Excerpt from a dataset
===

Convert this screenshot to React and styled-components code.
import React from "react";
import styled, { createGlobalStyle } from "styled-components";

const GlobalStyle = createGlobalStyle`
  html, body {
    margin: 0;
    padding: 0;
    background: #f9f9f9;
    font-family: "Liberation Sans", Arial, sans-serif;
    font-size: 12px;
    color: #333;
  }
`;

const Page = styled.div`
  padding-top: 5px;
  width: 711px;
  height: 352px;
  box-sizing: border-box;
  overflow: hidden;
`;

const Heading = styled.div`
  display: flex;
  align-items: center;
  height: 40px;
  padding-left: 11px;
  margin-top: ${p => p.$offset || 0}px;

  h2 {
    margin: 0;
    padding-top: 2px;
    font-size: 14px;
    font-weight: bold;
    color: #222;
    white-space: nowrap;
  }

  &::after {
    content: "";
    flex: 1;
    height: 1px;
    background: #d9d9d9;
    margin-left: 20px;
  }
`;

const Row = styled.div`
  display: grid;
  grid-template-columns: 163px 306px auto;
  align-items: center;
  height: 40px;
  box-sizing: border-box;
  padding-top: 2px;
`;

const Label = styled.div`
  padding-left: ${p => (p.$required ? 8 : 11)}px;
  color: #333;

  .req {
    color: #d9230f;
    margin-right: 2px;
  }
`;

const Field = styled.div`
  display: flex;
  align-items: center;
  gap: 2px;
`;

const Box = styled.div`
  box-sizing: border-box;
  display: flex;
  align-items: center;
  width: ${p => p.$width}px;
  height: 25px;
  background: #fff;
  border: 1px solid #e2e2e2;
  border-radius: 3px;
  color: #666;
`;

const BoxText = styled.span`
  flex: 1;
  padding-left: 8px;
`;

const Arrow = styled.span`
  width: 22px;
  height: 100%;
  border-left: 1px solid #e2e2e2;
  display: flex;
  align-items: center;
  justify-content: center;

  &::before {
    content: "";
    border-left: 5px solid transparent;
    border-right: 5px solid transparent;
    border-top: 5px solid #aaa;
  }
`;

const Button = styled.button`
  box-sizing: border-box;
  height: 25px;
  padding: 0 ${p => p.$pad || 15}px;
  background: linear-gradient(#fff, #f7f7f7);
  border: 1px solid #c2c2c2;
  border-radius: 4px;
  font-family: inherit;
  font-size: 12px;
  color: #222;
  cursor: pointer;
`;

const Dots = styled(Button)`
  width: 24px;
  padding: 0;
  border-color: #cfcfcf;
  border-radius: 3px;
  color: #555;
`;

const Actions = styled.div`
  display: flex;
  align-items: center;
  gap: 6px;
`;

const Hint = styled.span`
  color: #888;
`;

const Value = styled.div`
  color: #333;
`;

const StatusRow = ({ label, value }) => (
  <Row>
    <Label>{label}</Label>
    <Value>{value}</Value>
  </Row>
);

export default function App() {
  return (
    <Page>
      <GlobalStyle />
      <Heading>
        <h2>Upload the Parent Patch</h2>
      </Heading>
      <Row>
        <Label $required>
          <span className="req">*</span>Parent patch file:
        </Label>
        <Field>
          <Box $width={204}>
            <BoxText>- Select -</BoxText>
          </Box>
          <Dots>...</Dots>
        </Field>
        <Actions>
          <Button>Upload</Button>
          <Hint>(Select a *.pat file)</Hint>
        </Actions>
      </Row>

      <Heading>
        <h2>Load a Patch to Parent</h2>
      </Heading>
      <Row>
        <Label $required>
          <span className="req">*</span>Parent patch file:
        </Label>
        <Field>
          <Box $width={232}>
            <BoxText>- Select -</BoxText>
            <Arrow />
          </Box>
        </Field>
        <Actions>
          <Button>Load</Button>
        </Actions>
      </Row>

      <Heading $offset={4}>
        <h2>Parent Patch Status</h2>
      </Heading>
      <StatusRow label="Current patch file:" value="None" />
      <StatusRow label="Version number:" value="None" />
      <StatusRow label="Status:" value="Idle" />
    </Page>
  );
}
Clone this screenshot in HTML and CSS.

===

■ **GOAL**
Read through the lines above and collect those that contain the string "this".

■ **FINISHED TASK**
Convert this screenshot to React and styled-components code.
Clone this screenshot in HTML and CSS.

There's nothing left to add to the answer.